→ The exercise:
Copy the data precisely, character for character, and leave out every picture.

Pages as source code:

START

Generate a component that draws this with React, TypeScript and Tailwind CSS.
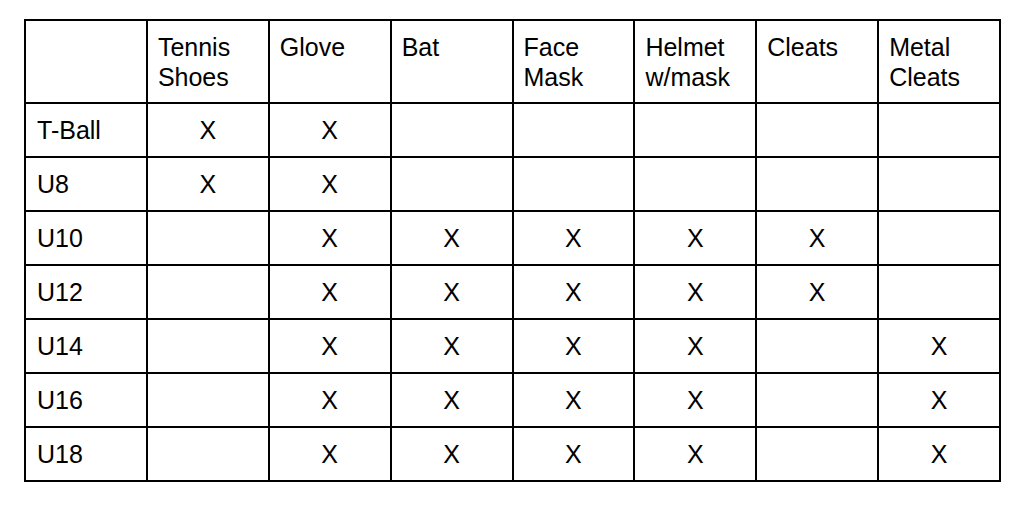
import React from "react"

const headers = ["", "Tennis Shoes", "Glove", "Bat", "Face Mask", "Helmet w/mask", "Cleats", "Metal Cleats"]

const rows: { label: string; marks: boolean[] }[] = [
  { label: "T-Ball", marks: [true, true, false, false, false, false, false] },
  { label: "U8", marks: [true, true, false, false, false, false, false] },
  { label: "U10", marks: [false, true, true, true, true, true, false] },
  { label: "U12", marks: [false, true, true, true, true, true, false] },
  { label: "U14", marks: [false, true, true, true, true, false, true] },
  { label: "U16", marks: [false, true, true, true, true, false, true] },
  { label: "U18", marks: [false, true, true, true, true, false, true] },
]

export default function App() {
  return (
    <div className="w-[1024px] h-[506px] bg-white pl-[24px] pt-[19px] font-['Liberation_Sans',Arial,sans-serif] text-[25px] leading-[30px] text-black">
      <table className="w-[977px] table-fixed border-collapse">
        <thead>
          <tr className="h-[83px]">
            {headers.map((h, i) => (
              <th
                key={i}
                className="border-2 border-black align-top text-left font-normal px-[10px] pt-[11px] pb-0"
              >
                {h}
              </th>
            ))}
          </tr>
        </thead>
        <tbody>
          {rows.map((r) => (
            <tr key={r.label} className="h-[54px]">
              <td className="border-2 border-black px-[11px] align-middle">{r.label}</td>
              {r.marks.map((m, i) => (
                <td key={i} className="border-2 border-black text-center align-middle">
                  {m ? "X" : ""}
                </td>
              ))}
            </tr>
          ))}
        </tbody>
      </table>
    </div>
  )
}
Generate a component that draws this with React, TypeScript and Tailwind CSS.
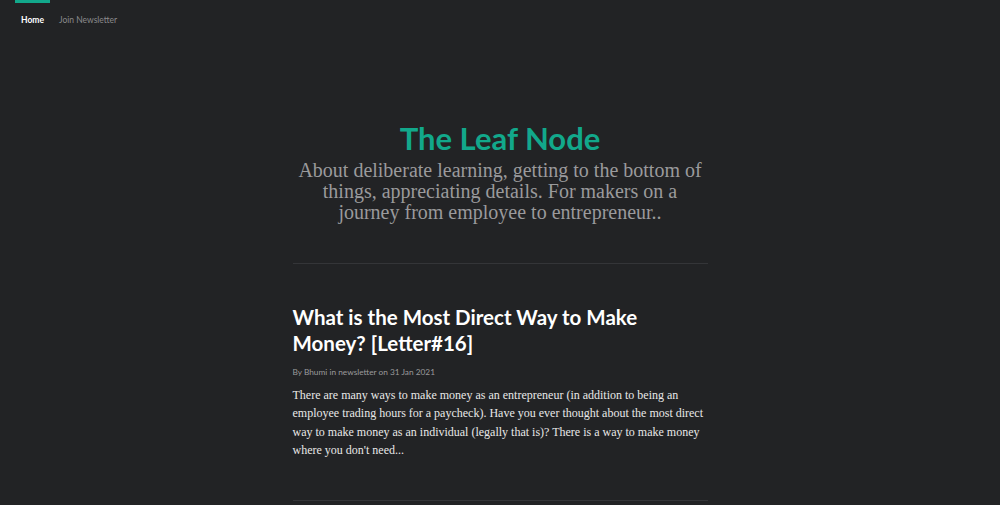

END

→ Solution:
Generate a component that draws this with React, TypeScript and Tailwind CSS.
import React from "react"

const headers = ["", "Tennis Shoes", "Glove", "Bat", "Face Mask", "Helmet w/mask", "Cleats", "Metal Cleats"]

const rows: { label: string; marks: boolean[] }[] = [
  { label: "T-Ball", marks: [true, true, false, false, false, false, false] },
  { label: "U8", marks: [true, true, false, false, false, false, false] },
  { label: "U10", marks: [false, true, true, true, true, true, false] },
  { label: "U12", marks: [false, true, true, true, true, true, false] },
  { label: "U14", marks: [false, true, true, true, true, false, true] },
  { label: "U16", marks: [false, true, true, true, true, false, true] },
  { label: "U18", marks: [false, true, true, true, true, false, true] },
]

export default function App() {
  return (
    <div className="w-[1024px] h-[506px] bg-white pl-[24px] pt-[19px] font-['Liberation_Sans',Arial,sans-serif] text-[25px] leading-[30px] text-black">
      <table className="w-[977px] table-fixed border-collapse">
        <thead>
          <tr className="h-[83px]">
            {headers.map((h, i) => (
              <th
                key={i}
                className="border-2 border-black align-top text-left font-normal px-[10px] pt-[11px] pb-0"
              >
                {h}
              </th>
            ))}
          </tr>
        </thead>
        <tbody>
          {rows.map((r) => (
            <tr key={r.label} className="h-[54px]">
              <td className="border-2 border-black px-[11px] align-middle">{r.label}</td>
              {r.marks.map((m, i) => (
                <td key={i} className="border-2 border-black text-center align-middle">
                  {m ? "X" : ""}
                </td>
              ))}
            </tr>
          ))}
        </tbody>
      </table>
    </div>
  )
}
Generate a component that draws this with React, TypeScript and Tailwind CSS.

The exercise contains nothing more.